Journalists asked Dominic Drumgoole, artistic director of the Globe, if there were political parallels between Hamlet and Ukraine’s current predicament.
“Hamlet states that the ‘time is out of joint’,” he replied. “So it is an eloquent play for any country where people feel the time does not meet the aspirations of the people. Our belief is Hamlet is a play that – wherever you take it – has a benevolent effect on the atmosphere around it.”
For the critics, the production drove to the heart of the dilemma the Maidan movement faced last February.
“Hamlet decides to be or not to be. To throw Molotov cocktails or not and leave everything as it is. If you leave it that way, it will be quiet and calm. But he has to avenge his father’s death and he is to be. Consequently we have lots of dead, collapse of the state and Fortinbras’s arrival - and then what?” asked Yuriy Volodarsky, cultural editor of “SHO” magazine.
Ukrainians are no strangers to Shakespeare’s plays. They are studied in secondary school, and regularly performed in the country’s well-attended theatres. But what was novel was the physical closeness of the Globe’s production to the audience, its trademark of performing in the round as in Elizabethan times. To the delight of the audience, Horatio ventured a mock fist fight right in front of Vitaliy Klitschko, and so realistic was the sword scene in the final act, the president’s security detail took the danger for real and agitatedly alerted fellow agents through his mouthpiece.

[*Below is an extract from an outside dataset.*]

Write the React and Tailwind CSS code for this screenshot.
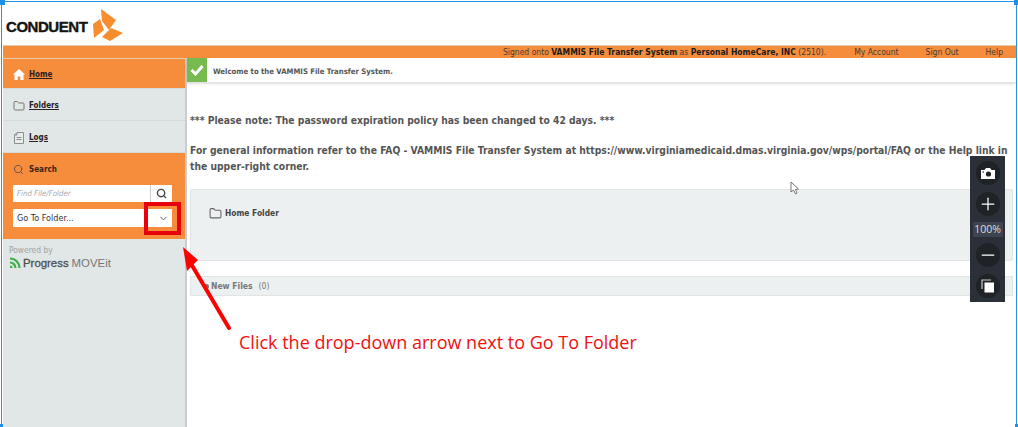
import React from "react";
import { Folder, Search, ChevronDown, Plus, Minus } from "lucide-react";

const Tag = ({ children }) => <span className="font-bold underline text-[#2a2020] text-[8px]">{children}</span>;

function NavRow({ icon, label, active, h }) {
  return (
    <div className={`flex items-center gap-[4px] pl-[10px] pt-[2px] border-b border-[#d5dbdb] ${h} ${active ? "bg-[#f68d3d]" : "bg-[#e1e6e6]"}`}>
      <span className="w-[12px] flex justify-center">{icon}</span>
      <Tag>{label}</Tag>
    </div>
  );
}

export default function App() {
  return (
    <div className="relative w-[1018px] h-[427px] overflow-hidden bg-white font-['DejaVu_Sans_Condensed','DejaVu_Sans',sans-serif] pl-[3px] pr-[2px] pt-[2px]">
      <header className="h-[43px] flex items-start pl-[3px]">
        <span className="mt-[17px] font-['Liberation_Sans',sans-serif] font-bold text-[15px] leading-[15px] text-[#141414] [-webkit-text-stroke:0.4px_#141414] tracking-[-0.45px]">CONDUENT</span>
        <svg width="33" height="33" viewBox="0 0 33 33" className="ml-[5px] mt-[7px]">
          <path d="M9 0 L24 11 L17 21 L10 12 Z" fill="#f68d2e" />
          <path d="M1 15 L8 10 L12 21 L2 29 Z" fill="#f68d2e" />
          <path d="M10 28 L19 19 L31 24 L18 32 Z" fill="#f68d2e" />
        </svg>
      </header>
      <div className="h-[13px] bg-[#f68d3d] border-t border-[#e8c9a8] flex items-center justify-end text-[8.5px] text-[#4a3a30]">
        <span className="mr-[28px]">Signed onto <b className="text-[#1c1c1c]">VAMMIS File Transfer System</b> as <b className="text-[#1c1c1c]">Personal HomeCare, INC</b> (2510).</span>
        <span className="mr-[27px]">My Account</span>
        <span className="mr-[27px]">Sign Out</span>
        <span className="mr-[13px]">Help</span>
      </div>
      <div className="flex h-[369px]">
        <aside className="w-[184px] shrink-0 bg-[#e1e6e6] border-t border-[#e8c9a8] border-r-2 border-r-[#c9cdcd]">
          <NavRow h="h-[30px]" active label="Home" icon={
            <svg width="12" height="11" viewBox="0 0 12 11" fill="white"><path d="M6 0 L12 5.5 L10.5 5.5 L10.5 11 L7.3 11 L7.3 7.5 L4.7 7.5 L4.7 11 L1.5 11 L1.5 5.5 L0 5.5 Z" /></svg>
          } />
          <NavRow h="h-[32px]" label="Folders" icon={<Folder size={12} color="#777" />} />
          <NavRow h="h-[32px]" label="Logs" icon={
            <svg width="10" height="12" viewBox="0 0 10 12" fill="#e8ecec" stroke="#8a8f8f" strokeWidth="1"><path d="M3 .5 H9.5 V11.5 H.5 V3 Z M.5 3 H3 V.5 M2.5 5.5 H7.5 M2.5 7.5 H7.5" /></svg>
          } />
          <div className="h-[86px] bg-[#f68d3d] px-[10px] pt-[10px]">
            <div className="flex items-center gap-[5px] h-[13px]">
              <Search size={11} color="#6a5040" />
              <span className="font-bold text-[8px] text-[#3a2418]">Search</span>
            </div>
            <div className="mt-[9px] flex h-[17px] w-[159px] bg-white rounded-[1px]">
              <span className="flex-1 pl-[4px] text-[7.8px] italic text-[#aaa] leading-[17px]">Find File/Folder</span>
              <span className="w-[22px] flex items-center justify-center border-l border-[#ccc]"><Search size={11} strokeWidth={3} color="#444" /></span>
            </div>
            <div className="mt-[7px] flex h-[18px] w-[159px] bg-white rounded-[1px]">
              <span className="flex-1 pl-[4px] text-[9px] text-[#333] leading-[18px]">Go To Folder...</span>
              <span className="w-[22px] pl-[5px] flex items-center justify-center"><ChevronDown size={11} color="#555" /></span>
            </div>
          </div>
          <div className="pl-[6px] pt-[6px]">
            <div className="text-[8.4px] text-[#a0a5a5] leading-[10px]">Powered by</div>
            <div className="flex items-center font-['Liberation_Sans',sans-serif] text-[11.4px] text-[#4a4f4f] leading-[14px] mt-[1px]">
              <svg width="12" height="12" viewBox="0 0 12 12" fill="none" stroke="#3fae49" strokeWidth="2.2" className="mr-[2px]">
                <path d="M1 1.5 A9.5 9.5 0 0 1 10.5 11 M1 5.5 A5.5 5.5 0 0 1 6.5 11 M1 9.5 A1.5 1.5 0 0 1 2.5 11" />
              </svg>
              <span className="[-webkit-text-stroke:0.3px_#4a4f4f]">Progress</span>
              <span className="ml-[3px] text-[#777]">MOVEit</span>
            </div>
          </div>
        </aside>
        <main className="flex-1 min-w-0">
          <div className="h-[25px] flex border-b border-[#e4e4e4] shadow-sm">
            <span className="w-[20px] h-[24px] bg-[#76bb4f] flex items-center justify-center">
              <svg width="14" height="12" viewBox="0 0 14 12"><path d="M1.5 6 L5.5 10 L12.5 2" stroke="white" strokeWidth="3" fill="none" /></svg>
            </span>
            <span className="ml-[6px] text-[7.7px] leading-[25px] pt-[1px] font-bold text-[#555]">Welcome to the VAMMIS File Transfer System.</span>
          </div>
          <div className="pl-[3px] pt-[29px] text-[10.25px] font-bold text-[#555] leading-[16px]">
            <p>*** Please note: The password expiration policy has been changed to 42 days. ***</p>
            <p className="mt-[14px] pr-[2px]">For general information refer to the FAQ - VAMMIS File Transfer System at https://www.virginiamedicaid.dmas.virginia.gov/wps/portal/FAQ or the Help link in the upper-right corner.</p>
          </div>
          <div className="mt-[15px] ml-[3px] mr-[3px] h-[72px] bg-[#edf0f0] border border-[#e2e5e5] rounded-[2px] flex items-start pl-[18px] pt-[17px] gap-[3px]">
            <Folder size={13} color="#666" />
            <span className="text-[8.4px] font-bold text-[#444]">Home Folder</span>
          </div>
          <div className="mt-[15px] ml-[3px] mr-[3px] h-[20px] bg-[#edf0f0] border border-[#e2e5e5] flex items-center pl-[13px] text-[8.5px] text-[#777]">
            <span className="w-[5px] h-[5px] rounded-full bg-[#777] mr-[2px]" />
            <b>New Files</b><span className="ml-[6px]">(0)</span>
          </div>
        </main>
      </div>

      {/* selection frame */}
      <div className="absolute left-[1px] top-[1px] right-[1px] bottom-[1px] border border-[#2196e8] border-b-0 pointer-events-none" />
      <div className="absolute left-0 top-0 w-[5px] h-[5px] bg-[#1e90e8]" />
      <div className="absolute right-0 top-0 w-[4px] h-[5px] bg-[#1e90e8]" />
      <div className="absolute left-0 bottom-0 w-[3px] h-[3px] bg-[#1e90e8]" />
      <div className="absolute right-0 bottom-0 w-[3px] h-[3px] bg-[#1e90e8]" />

      {/* annotation */}
      <div className="absolute left-[144px] top-[202px] w-[37px] h-[33px] border-[4px] border-[#e8000b]" />
      <svg width="70" height="100" viewBox="0 0 70 100" className="absolute left-[175px] top-[240px]">
        <path d="M54 88 L15 22" stroke="#f00" strokeWidth="4" strokeLinecap="round" />
        <path d="M8 7 L23 20 L12 31 Z" fill="#f00" />
      </svg>
      <div className="absolute left-[239px] top-[330px] text-[18px] leading-[24px] text-[#f01010] font-['Open_Sans',sans-serif]">Click the drop-down arrow next to Go To Folder</div>

      {/* cursor */}
      <svg width="10" height="14" viewBox="0 0 10 14" className="absolute left-[790px] top-[181px]">
        <path d="M1 1 V11 L3.5 9 L5.5 13 L7 12 L5.5 8.5 L8.5 8 Z" fill="white" stroke="#555" strokeWidth="0.8" />
      </svg>

      {/* zoom toolbar */}
      <div className="absolute left-[970px] top-[156px] w-[35px] h-[146px] bg-[#2b2f38] flex flex-col items-center pt-[5px] text-white">
        <span className="w-[24px] h-[24px] rounded-full bg-[#1f2226] flex items-center justify-center">
          <svg width="16" height="13" viewBox="0 0 16 13"><path d="M1 3 H4.5 L6 1 H10 L11.5 3 H15 V12 H1 Z" fill="white" /><circle cx="8.5" cy="7" r="2.6" fill="#1f2226" /><circle cx="3.2" cy="5" r="0.8" fill="#1f2226" /></svg>
        </span>
        <span className="mt-[7px] w-[24px] h-[24px] rounded-full bg-[#1f2226] flex items-center justify-center"><Plus size={20} strokeWidth={1.5} /></span>
        <span className="mt-[6px] w-[30px] h-[15px] bg-[#3d4350] text-[10.5px] leading-[15px] text-center text-[#ddd] font-['Open_Sans',sans-serif]">100%</span>
        <span className="mt-[6px] w-[24px] h-[24px] rounded-full bg-[#1f2226] flex items-center justify-center"><Minus size={20} strokeWidth={1.5} /></span>
        <span className="mt-[7px] w-[24px] h-[24px] rounded-full bg-[#1f2226] flex items-center justify-center">
          <svg width="14" height="14" viewBox="0 0 14 14"><path d="M1 10 V1 H10" fill="none" stroke="#ccc" strokeWidth="1.2" /><rect x="3.5" y="3.5" width="9.5" height="10" fill="white" /></svg>
        </span>
      </div>
    </div>
  );
}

Playing to the incoming president and to such an emotionally-engaged audience was the highlight of the tour so far for the 12 actors. “Kyiv has been an eye-opener,” said one. Their stay included a visit to the Maidan, scene of February’s revolution. And on their day of rest, they were treated as celebrities around town and asked to pose for photos by curious citizens.
Ukrainians still have the chance to see Shakespeare performances by the Globe – along with some from the National Theatre and the Donmar Warehouse – on screen in the British Council’s TheatreHD season which runs in five Ukrainian cities until October.